Search for a Cloud Phase Feedback in the Arctic Climate System


Principal Investigator

Dan Lubin — University of California, San Diego


Andrew Vogelmann — Brookhaven National Laboratory
Edward Luke — Brookhaven National Laboratory


Recent research on climate system feedbacks in global climate model simulations indicates that cloud phase transitions have greater implications than previously realized. This applies not just to the Arctic but to most extratropical regions, and also in the evaluation of equilibrium climate sensitivity increases in the latest versions of the major global climate models. At the same time, this consideration is particularly important to the Arctic, as much of its current amplified climate warming involves surface and lower-atmosphere transitions from just below to just above the freezing point of water.

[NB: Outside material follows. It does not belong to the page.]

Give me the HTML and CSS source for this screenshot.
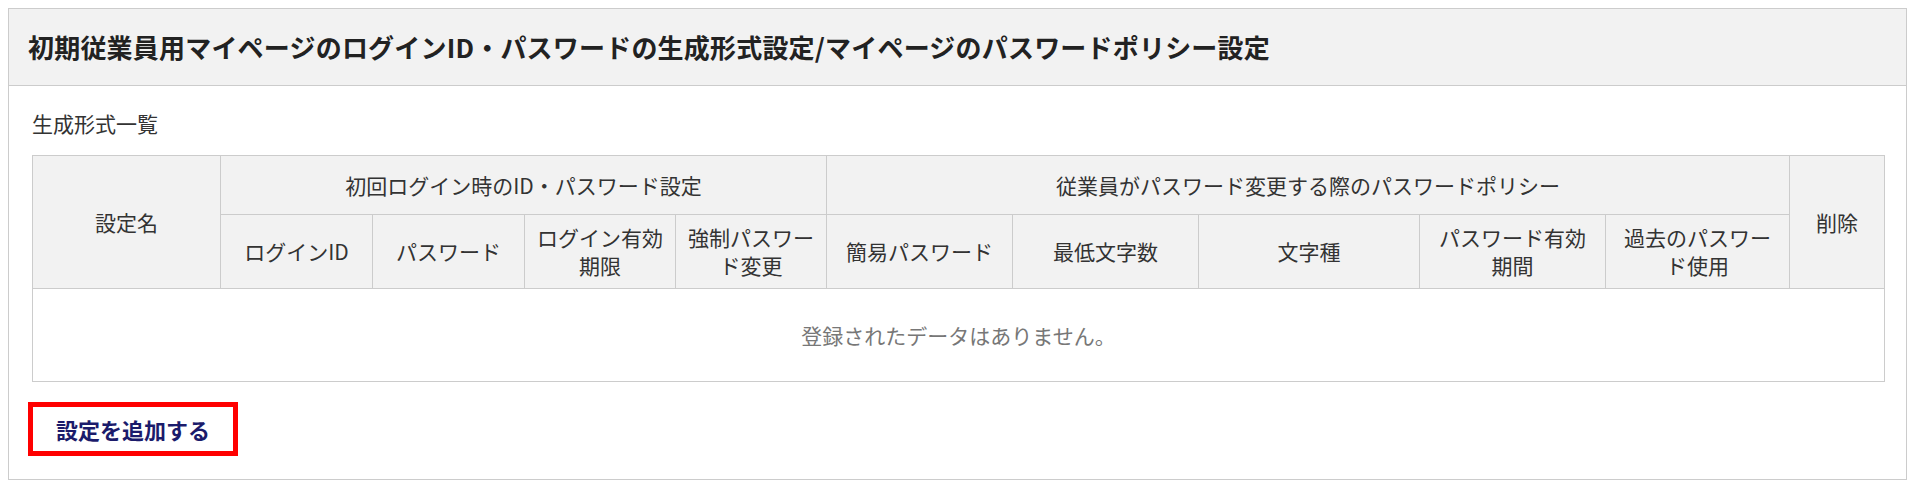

When a cloud transitions from the mixed-phase to entirely liquid water, one should expect concomitant changes in optical properties that impact shortwave radiation backscattered to space and transmitted to the surface, longwave radiation from the cloud to the surface, and additional potential changes involving cloud amount and lifetime. There has been recent innovative research using satellite imager retrievals of cloud properties, clearly showing the greater importance of phase transitions as compared with single-phase cloud property changes. However, use of in situ data has so far been limited. The recent successful completion of the Multidisciplinary drifting Observatory for the Study of Arctic Climate (MOSAiC) and Cold-air Outbreaks in the Marine Boundary Layer Experiment (COMBLE) ARM Mobile Facility campaigns, combined with the North Slope of Alaska (NSA) facility, now provide advanced sensor data from three contrasting Arctic regions that collectively offer a wide variety of lower troposphere scenarios in which temperatures cross the freezing point and cloud properties change accordingly. Compared with satellite data analysis, in situ ARM Program data have the advantages of thorough vertical profiling in the lower troposphere, and high time resolution in atmospheric thermodynamics and cloud properties as temperatures vary.

This project will address a basic question: What happens with real high latitude clouds — in both microphysics and radiation — when lower troposphere temperatures in a given region increase from just below to just above freezing? Existing empirical literature on Arctic mixed-phase clouds is extensive, but most previous efforts comprise either exploratory work on basic cloud properties, climatological assessments, or model applications to individual cloud systems well-studied by advanced sensor suites. In this work we will provide a new approach – we will identify the episodes in the most advanced high latitude ARM data during which lower troposphere temperatures transition from a range encompassing approximately -10°C to -3°C, to the freezing point or just above, in either direction. We will create case studies based on this criterion, typically spanning several days to a few weeks, in which cloud properties will be derived using the most current techniques. There are several ARM value-added products (VAPs) we can compile for initial evaluation of cloud properties. However, we find that the case studies will be more valuable if we perform additional retrievals of cloud effective particle size and optical depth using Atmospheric Emitted Radiance Interferometer (AERI) and shortwave multispectral radiometer data. We also have a new technique using Ka-band zenith radar data that reveals secondary ice production processes, which are significant in the temperature range just below freezing that we are considering in this work. We will perform k-means clustering on meteorological reanalysis data to determine synoptic influences on the cases, and we will characterize the cases in terms of lower troposphere stability (LTS). This comprehensive characterization of each case, combined with ARM measurements of surface radiative fluxes and satellite observations of top-of-atmosphere radiative fluxes, will provide a complete picture of the phase transition as it manifests in the climate system.

We hypothesize that a transition from slightly supercooled to the freezing point or slightly warmer will have three potential manifestations: (1) larger shortwave flux transmitted to the surface as supplemental ice absorption by the cloud disappears; (2) or conversely, larger optical depths in liquid-only clouds that decrease shortwave and increase longwave flux at the surface; and/or (3) higher level mixed-phase or ice clouds might offset the other two effects. We will test these hypotheses as we develop the cases and make them available to climate modelers. MOSAiC provides robust sampling of the high Arctic north of 85°N; COMBLE samples a classical maritime Arctic region, and NSA samples an Arctic region subject to frequently alternating influences of high pressure in the Arctic Ocean and low pressure in the North Pacific.